2016年5月16日

 こういうタイトルの本を知り合いの編集者に「読め!」といわれ、贈呈までしてもらったので読んだ。著者は松本創さんといって、神戸新聞記者を経て、現在はフリーライターである。

 なぜ「読め!」といわれたのか、その理由は、本日からの東京出張で聞くことになるのかもしれない。サブタイトルに「大阪都構想とメディアの迷走」とある。それに示されるように、橋下徹をつくったメディアの責任をとことん追及したのが、本書の真骨頂といえよう。

 その全体をまとめるようなことはしないが、私にとって印象的だったのは、この本に出てくる朝日論説委員の稲垣えみ子さん(当時)の言葉だ。2013年5月3日、神戸で朝日新聞労組がこの問題を主題にしてシンポジウムを開いたそうだが、そこで稲垣さんが語っている内容。別の雑誌にも同じ内容の論考を寄せているそうで、著者の松本さんがそれを整理した文章があるので、それを引用する。タイトルは、「『世の中が見えていたのは橋下氏』朝日新聞大阪社会部デスクの嘆き」。

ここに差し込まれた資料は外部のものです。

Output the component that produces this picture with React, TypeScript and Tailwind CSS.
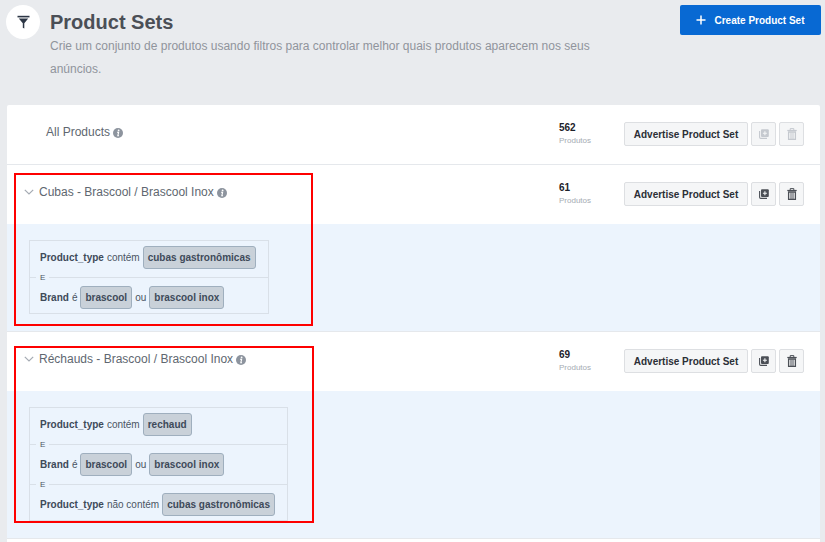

 「橋下のことを紙面で取り上げると、「朝日は橋下の宣伝機関か」という声と「なぜ橋下さんの足を引っ張るのか」という声、両極端な苦情が読者から多数届く。従来の「お上」対「庶民」の図式に当てはまらない橋下の報道に苦慮していたある日、府立高校の国歌斉唱条例でアンケートを取った。予想に反して賛成が圧倒的多数だった。リベラル・護憲を看板に良心的な世論をリードしてきたつもりが、振り返れば誰もいなかった。朝日的リベラルを世の9割がウソっぽいと感じている。世の中が見えていたのは橋下の方だった。従来のリベラル層をも既得権益と見なして攻撃してくる橋下に負けないよう、新聞の発想も「グレート・リセット」が必要ではないか──」

 そうだと思うんです。リベラルって、世の中が見えていないところがある。国歌の斉唱を命じる条例だって、賛成が多数になるのは当たり前である。戦後すぐなら、こだわりをもった人がそれなりにいたのは事実だろう。しかし、そういう層はほとんど亡くなっていているし、サッカーとかで国歌を歌うのはあまりにも当然のことになっている。国旗・国歌法が圧倒的多数の賛成で成立してから、ずいぶん時間も立っている。そもそも当事者である教職員の労働組合だって、組合員に対して「国歌を斉唱するな」なんて方針を提起していないだろう(どうなんですか?)。

 それでも強制に反対することはあっていい。だけど、その場合はあくまで、ごく少数の権利を擁護していて、世論のなかでは孤立するという自覚が必要なんだと思う。しかもその場合も、国歌を斉唱すべきだという立場への敬意というか尊重というか、それがにじみ出なければならないと感じる。国歌斉唱は悪で斉唱しない人が善という立場で接近すると、国民多数を敵にまわすのである。

 護憲改憲問題もそうだ。改憲は悪で、改憲を願う人は戦争をしたい人なんて考えていると、多くの人を敵にまわすことになる。いませっかく、安倍さんが何をするか分からない不安があって、改憲派の人が安倍政権のもとでの改憲にちゅうちょしはじめているのに、改憲派をばっさりと切り捨てるやり方は、味方になる人を失うことになる。

 ただし、稲垣さんが提唱するように、新聞が「グレート・リセット」できるかというと、ちょっと懐疑的。最近の某新聞を見ると、一層そう感じる。メディアが情けないから世論がダメというのでは、いつまで経っても変わらない。メディアが情けなくても前進するにはどうするかという問題意識を持ちつづけたい。